The second option is to use the document as the key: { "category": 1 }. Now a query such as {"category": {"type": "memory", "class": "DDR400"}} would use the index, but {"category": {"type": "memory"}} would return nothing, and {"category.type": "memory"} would not use the index. Is there a way to do a query using this index that would give the same results as {"category.type": "memory"}?
I suspect a query using something like {"category" {"$gt": ..., "$lt": ...} should work, but what should I put in the blank spaces there?
Creating a separate index for category.type (probably in addition to category) seems like the best option.
You could use a range query with $gt and $lt. Those would work on the binary representation of the embedded object, which only works for the first (in storage order) field, and only if that first field is the same in all documents, so it is not very flexible, and easy to break.
{"category" : {"$gt": {"type": "memory"}, "$lt": {"type": "memoryX" } } }
"memoryX" here serves as a cut-off point: Everything with "memory" will sort before that.
Note that this requires that the "type" field is the first one in the binary representation for all documents that have it. It also ONLY works for the "type" field (no way to query on other fields in the first position, you have to choose one up front), thus giving you practically no advantage over a dedicated "category.type" index (just space savings).
I was experimenting with this idea before, see this thread on the mailing list. It does work, but you have to be careful what you are doing:
It is both supported and stable. Many of the sharding/replication
internals use _id values that are embedded docs.
The only thing to watch out for here is the ordering of the keys in
embedded element. They are sorted by their binary representation so
{x:1, y:1} is different than {y:1, x:1}, and sorted differently. Not
only are they sorted differently, they are different values. Some
languages always sort the keys in a dictionary/hash/map by default.

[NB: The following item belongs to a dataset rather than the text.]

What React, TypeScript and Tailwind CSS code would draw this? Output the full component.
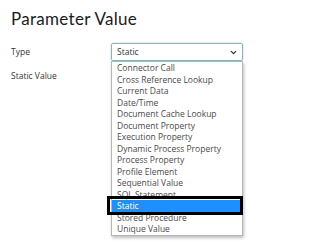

Again, consider creating extra indexes on the fields that you need.
In my case I'll only need to query on 'a', 'a,b' or 'a,b,c', or on 'a,x,y', where documents containing x never contain 'b' or 'c'
That would probably work then. I'd still do two composite indexes a,b and a,x, though. Or maybe just b and x. Given that a document contains b or x, you probably already have effectively filtered out the irrelevant documents with regard to a ( form_factor = 2.5in already tells you it is a hard disk, class = DDR400 already makes it memory).
And after filtering by a,b, you may not need an index to drill down further on c.
By using this tricky query on the binary representation you are making yourself dependent on what could be called an implementation detail. You may be hit by drivers that like to re-order fields, or something like this issue about Mongo itself reshuffling things sometimes.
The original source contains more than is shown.